Steppenwolf Theatre Company
1650 N. Halsted Street Chicago IL 60614
(312) 335-1650

Tony’s friend Ilias called last week and asked if we wanted tickets to a performance at the Steppenwolf Theatre. He had a friend that couldn’t go for some reason and he couldn’t use them either (he does a lot of math-related tutoring — you ever need a math tutor, you want Ilias). So we said “Sure, why not?” even though we didn’t actually know which performance it would be for (there were 3 going on Saturday night: Betrayal by Harold Pinter, The Sparrow, and The Diary of Anne Frank).
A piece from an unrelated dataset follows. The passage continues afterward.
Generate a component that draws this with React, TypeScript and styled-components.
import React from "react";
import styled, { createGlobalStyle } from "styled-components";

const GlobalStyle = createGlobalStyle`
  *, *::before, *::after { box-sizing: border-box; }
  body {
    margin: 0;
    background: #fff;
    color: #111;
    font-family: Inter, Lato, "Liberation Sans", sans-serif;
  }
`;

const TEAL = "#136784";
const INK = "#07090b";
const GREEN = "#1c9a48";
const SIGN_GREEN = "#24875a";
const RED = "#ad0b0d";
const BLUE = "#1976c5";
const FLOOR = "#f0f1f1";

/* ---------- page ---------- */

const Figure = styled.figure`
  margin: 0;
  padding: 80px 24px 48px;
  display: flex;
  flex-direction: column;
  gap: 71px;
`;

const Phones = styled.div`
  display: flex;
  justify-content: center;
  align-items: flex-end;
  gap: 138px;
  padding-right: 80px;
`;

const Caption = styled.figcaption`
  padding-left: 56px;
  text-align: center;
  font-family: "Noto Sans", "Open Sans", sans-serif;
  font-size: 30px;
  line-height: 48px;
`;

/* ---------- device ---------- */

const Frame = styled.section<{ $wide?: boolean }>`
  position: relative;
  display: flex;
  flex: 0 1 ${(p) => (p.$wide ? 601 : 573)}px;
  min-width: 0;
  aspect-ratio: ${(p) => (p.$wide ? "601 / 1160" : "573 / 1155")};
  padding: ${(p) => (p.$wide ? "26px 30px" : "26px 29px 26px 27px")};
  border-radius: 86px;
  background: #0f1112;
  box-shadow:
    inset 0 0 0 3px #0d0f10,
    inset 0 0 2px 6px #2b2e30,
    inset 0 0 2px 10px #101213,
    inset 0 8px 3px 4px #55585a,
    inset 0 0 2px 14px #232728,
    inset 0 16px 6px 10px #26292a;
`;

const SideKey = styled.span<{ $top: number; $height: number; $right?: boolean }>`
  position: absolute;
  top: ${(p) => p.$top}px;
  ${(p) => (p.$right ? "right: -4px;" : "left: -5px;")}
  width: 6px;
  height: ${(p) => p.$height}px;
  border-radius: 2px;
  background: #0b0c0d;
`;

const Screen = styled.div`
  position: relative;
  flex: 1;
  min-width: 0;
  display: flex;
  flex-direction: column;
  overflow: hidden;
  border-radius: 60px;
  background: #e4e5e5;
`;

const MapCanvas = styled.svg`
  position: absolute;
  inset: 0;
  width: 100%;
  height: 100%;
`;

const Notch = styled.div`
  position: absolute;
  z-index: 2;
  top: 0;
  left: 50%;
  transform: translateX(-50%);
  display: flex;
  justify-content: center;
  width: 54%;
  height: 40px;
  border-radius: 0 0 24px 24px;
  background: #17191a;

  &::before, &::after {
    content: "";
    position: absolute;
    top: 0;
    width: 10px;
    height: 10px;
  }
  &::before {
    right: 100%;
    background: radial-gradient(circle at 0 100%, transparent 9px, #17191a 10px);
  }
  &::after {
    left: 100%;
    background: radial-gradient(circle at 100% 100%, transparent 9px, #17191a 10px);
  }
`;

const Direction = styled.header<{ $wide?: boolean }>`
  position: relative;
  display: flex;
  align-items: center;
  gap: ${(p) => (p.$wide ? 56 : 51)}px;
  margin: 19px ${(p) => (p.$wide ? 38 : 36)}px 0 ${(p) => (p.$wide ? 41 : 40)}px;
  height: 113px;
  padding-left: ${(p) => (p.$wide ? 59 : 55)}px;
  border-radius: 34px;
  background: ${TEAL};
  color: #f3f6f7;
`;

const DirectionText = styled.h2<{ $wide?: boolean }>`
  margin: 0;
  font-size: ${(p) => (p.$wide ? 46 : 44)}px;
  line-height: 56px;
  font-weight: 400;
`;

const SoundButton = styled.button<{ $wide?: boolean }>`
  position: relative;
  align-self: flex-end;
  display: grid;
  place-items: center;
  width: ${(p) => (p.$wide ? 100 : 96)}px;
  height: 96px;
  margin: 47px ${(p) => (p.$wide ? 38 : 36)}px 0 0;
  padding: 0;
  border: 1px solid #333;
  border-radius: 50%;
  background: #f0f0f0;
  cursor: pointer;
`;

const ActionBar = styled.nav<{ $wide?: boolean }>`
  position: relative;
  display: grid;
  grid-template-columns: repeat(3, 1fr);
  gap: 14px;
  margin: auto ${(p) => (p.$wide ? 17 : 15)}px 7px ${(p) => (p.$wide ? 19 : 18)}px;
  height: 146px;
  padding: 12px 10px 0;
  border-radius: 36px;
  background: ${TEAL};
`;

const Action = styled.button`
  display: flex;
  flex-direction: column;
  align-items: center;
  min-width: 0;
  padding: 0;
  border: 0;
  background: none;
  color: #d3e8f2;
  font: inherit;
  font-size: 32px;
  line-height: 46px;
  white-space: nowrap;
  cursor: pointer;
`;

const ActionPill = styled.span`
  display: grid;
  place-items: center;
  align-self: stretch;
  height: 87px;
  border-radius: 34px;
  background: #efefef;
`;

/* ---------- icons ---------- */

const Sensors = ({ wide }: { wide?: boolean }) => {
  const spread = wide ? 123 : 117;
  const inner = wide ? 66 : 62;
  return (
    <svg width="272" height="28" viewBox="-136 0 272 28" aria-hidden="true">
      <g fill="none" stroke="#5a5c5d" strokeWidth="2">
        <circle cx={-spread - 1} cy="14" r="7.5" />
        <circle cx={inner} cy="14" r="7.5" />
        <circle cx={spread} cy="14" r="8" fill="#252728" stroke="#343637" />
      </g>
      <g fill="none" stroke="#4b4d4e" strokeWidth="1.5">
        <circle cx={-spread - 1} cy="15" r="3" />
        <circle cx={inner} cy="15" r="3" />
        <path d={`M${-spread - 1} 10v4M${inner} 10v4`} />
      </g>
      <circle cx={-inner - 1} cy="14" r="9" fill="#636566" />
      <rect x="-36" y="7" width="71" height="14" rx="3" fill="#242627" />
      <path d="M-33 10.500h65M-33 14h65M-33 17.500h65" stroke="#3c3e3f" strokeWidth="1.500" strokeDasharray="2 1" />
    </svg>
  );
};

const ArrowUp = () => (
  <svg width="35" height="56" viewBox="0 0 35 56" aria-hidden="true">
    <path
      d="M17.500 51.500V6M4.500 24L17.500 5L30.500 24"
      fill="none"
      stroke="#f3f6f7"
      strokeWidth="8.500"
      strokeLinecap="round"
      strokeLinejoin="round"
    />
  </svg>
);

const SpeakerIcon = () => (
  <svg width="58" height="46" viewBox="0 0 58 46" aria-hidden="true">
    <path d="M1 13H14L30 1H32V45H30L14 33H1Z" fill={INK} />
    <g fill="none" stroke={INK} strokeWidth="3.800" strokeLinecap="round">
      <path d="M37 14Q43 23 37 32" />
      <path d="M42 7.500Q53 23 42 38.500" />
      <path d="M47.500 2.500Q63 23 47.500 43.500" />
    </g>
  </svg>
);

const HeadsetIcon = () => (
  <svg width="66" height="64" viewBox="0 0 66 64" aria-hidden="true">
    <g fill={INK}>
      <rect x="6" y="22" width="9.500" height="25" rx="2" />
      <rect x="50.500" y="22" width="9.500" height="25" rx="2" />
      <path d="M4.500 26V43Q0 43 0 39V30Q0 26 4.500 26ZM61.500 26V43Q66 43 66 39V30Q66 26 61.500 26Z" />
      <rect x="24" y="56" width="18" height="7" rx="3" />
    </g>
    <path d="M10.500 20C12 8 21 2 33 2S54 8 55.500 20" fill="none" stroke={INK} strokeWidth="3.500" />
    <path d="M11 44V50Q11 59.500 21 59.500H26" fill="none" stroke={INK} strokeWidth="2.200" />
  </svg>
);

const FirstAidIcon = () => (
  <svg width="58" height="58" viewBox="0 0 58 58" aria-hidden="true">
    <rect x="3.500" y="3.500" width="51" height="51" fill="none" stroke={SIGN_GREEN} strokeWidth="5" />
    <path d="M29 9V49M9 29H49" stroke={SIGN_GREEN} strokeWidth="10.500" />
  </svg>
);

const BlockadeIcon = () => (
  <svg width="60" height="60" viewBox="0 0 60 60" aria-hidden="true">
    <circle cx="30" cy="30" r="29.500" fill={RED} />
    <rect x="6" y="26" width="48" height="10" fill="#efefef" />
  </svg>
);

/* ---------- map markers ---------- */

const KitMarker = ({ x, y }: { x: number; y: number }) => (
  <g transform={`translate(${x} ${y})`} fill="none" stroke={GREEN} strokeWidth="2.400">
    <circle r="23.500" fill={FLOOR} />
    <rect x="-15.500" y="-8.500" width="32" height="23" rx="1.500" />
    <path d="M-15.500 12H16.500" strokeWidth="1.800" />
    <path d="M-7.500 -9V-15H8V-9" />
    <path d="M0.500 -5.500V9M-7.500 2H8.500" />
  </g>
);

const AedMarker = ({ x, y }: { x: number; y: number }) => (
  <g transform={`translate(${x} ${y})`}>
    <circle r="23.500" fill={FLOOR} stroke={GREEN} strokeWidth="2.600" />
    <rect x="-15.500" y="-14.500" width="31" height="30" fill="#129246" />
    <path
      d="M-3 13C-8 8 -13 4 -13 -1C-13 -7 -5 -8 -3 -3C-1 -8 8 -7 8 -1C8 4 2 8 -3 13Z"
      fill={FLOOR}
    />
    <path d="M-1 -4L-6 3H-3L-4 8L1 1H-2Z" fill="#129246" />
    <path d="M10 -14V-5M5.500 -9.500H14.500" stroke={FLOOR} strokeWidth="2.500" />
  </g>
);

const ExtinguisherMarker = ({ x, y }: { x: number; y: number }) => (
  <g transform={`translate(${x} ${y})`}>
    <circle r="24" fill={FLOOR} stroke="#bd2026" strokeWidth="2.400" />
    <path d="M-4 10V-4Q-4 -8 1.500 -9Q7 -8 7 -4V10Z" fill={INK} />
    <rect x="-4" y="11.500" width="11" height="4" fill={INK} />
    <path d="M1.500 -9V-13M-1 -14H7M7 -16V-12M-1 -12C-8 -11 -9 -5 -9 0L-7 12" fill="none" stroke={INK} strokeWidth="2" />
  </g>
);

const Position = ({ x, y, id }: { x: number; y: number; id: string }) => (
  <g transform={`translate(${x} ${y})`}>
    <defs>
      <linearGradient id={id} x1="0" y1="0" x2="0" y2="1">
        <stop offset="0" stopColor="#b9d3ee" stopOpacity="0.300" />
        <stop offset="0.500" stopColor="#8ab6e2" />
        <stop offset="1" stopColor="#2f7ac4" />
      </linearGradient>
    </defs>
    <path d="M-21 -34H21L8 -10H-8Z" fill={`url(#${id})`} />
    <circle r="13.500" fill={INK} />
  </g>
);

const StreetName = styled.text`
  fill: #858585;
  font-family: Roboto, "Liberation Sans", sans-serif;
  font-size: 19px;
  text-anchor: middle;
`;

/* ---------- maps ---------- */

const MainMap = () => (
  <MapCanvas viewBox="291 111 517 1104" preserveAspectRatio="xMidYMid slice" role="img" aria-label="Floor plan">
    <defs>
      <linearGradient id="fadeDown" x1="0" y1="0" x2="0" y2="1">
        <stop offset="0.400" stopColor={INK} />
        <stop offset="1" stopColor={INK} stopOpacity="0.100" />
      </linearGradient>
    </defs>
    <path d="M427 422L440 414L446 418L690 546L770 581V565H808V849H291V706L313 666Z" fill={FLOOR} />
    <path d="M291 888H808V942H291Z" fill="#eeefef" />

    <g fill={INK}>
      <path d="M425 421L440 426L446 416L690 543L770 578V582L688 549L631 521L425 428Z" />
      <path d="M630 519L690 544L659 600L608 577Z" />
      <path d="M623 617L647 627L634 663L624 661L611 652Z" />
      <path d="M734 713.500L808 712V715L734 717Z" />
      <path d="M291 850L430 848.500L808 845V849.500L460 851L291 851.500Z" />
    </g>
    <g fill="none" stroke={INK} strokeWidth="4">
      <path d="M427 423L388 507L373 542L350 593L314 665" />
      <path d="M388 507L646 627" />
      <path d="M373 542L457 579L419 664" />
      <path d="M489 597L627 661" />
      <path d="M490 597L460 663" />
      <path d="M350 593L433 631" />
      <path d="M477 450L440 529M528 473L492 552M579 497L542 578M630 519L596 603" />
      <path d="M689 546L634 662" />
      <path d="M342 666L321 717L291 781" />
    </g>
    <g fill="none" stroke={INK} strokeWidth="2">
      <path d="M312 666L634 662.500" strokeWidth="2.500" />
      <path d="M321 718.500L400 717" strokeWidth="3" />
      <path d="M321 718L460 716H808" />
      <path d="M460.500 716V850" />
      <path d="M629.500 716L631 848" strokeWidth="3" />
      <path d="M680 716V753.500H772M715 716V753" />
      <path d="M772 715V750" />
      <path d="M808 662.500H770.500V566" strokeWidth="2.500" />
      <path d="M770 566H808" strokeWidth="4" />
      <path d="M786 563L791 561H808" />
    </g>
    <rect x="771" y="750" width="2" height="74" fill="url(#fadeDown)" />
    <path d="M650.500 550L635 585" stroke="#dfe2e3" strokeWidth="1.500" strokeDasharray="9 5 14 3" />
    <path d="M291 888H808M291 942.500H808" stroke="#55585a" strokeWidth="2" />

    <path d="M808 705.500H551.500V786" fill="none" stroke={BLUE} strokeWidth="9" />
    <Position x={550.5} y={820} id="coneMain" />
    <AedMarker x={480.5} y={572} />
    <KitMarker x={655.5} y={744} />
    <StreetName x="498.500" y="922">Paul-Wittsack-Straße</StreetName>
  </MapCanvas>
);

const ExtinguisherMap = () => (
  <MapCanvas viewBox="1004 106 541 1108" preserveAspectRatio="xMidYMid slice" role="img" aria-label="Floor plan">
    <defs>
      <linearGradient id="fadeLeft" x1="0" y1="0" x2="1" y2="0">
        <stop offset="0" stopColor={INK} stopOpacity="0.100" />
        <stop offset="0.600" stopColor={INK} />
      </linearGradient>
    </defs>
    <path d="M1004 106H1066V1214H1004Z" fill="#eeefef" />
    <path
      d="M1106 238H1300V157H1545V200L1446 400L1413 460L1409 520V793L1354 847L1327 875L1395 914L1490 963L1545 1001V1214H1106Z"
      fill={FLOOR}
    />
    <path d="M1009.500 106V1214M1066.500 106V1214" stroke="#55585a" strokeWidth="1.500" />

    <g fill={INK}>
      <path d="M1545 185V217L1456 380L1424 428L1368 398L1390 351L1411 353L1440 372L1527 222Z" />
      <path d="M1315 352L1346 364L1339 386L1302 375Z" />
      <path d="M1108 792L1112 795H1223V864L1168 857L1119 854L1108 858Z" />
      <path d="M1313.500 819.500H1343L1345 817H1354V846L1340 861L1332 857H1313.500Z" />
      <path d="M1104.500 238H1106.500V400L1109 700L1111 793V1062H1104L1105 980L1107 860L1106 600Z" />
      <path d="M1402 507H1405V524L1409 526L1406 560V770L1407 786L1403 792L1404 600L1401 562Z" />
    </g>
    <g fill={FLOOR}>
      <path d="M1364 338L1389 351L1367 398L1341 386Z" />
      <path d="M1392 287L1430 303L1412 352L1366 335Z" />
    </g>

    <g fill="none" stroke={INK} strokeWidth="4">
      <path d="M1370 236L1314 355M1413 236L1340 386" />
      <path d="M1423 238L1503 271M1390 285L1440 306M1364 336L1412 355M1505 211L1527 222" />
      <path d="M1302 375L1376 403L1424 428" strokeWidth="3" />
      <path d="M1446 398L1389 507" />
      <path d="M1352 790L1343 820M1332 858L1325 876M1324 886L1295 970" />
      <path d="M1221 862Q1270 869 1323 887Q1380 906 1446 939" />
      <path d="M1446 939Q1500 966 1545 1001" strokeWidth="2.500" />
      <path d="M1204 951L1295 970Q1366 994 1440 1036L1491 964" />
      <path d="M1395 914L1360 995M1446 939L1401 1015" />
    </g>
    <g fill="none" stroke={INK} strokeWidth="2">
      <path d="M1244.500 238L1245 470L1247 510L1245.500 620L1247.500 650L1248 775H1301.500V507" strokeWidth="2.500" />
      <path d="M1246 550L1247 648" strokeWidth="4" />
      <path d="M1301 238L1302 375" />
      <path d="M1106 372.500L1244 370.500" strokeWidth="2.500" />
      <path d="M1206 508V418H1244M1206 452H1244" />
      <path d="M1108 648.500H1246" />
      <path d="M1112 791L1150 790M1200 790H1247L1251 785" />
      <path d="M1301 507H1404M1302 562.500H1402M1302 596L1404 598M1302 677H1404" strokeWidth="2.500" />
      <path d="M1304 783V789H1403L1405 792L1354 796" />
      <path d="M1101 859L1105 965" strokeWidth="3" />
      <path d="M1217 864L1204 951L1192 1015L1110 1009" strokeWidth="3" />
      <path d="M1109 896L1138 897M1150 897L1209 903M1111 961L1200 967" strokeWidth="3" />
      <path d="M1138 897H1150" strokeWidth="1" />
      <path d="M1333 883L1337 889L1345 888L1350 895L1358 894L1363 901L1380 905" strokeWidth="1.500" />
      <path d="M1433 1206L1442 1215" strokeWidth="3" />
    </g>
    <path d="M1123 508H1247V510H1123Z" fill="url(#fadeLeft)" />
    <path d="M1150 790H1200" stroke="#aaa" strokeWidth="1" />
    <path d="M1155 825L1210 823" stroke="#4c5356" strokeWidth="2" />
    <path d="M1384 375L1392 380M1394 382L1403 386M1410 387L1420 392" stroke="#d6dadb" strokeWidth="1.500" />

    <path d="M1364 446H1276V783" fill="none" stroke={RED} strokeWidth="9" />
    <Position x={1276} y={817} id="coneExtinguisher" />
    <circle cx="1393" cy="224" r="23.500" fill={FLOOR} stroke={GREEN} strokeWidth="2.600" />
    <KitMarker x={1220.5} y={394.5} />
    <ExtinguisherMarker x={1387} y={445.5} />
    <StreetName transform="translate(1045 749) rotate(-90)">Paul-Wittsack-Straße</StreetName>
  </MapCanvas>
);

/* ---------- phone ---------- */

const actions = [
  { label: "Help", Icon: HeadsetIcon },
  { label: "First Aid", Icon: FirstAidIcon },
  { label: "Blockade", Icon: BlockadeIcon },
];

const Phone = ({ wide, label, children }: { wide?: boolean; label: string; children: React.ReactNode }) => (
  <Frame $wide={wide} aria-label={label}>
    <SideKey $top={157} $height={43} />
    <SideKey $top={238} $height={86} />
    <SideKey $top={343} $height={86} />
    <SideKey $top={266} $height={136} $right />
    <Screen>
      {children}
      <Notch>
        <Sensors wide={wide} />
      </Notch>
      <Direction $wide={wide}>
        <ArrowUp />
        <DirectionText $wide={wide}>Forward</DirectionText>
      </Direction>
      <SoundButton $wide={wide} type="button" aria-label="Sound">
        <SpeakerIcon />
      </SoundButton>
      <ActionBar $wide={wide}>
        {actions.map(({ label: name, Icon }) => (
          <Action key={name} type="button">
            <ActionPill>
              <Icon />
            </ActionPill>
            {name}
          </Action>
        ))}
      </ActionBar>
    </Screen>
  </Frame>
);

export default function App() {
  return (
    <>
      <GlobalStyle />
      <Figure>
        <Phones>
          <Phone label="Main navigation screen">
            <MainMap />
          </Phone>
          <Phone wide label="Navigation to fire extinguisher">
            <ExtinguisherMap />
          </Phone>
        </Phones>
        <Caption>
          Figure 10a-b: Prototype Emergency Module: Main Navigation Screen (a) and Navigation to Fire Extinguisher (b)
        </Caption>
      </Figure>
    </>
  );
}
Turns out it was for the Pinter production — Betrayal — a play about infidelity, honesty, passion, and, I suppose, trust. Considering the topic and the playwright, it had a surprising amount of levity in it. Altogether an excellent performance.

The theatre itself is also nice. We were in the upstairs theatre. It isn’t huge, but it is a nice size. I doubt if there is a bad seat in it. I imagine the other theatres were the same way based on comments I overheard.

STEPPENWOLF THEATRE COMPANY IS A Chicago-based international performing arts institution committed to ensemble collaboration and artistic risk through its work with its permanent ensemble, guest artists, partner institutions and the community. Steppenwolf has redefined the landscape of acting and performance by spawning a generation of America’s most gifted artists. Founded in 1976 as an ensemble of nine actors, Steppenwolf has grown into an internationally renowned company of forty-one artists whose talents include acting, directing, playwriting, filmmaking, and textual adaptation. No other American theater ensemble has survived as long and thrived as much as the Steppenwolf company of artists.

Steppenwolf has quite a few famous alumni, including John Malkovich, Joan Allen, and Gary Sinise.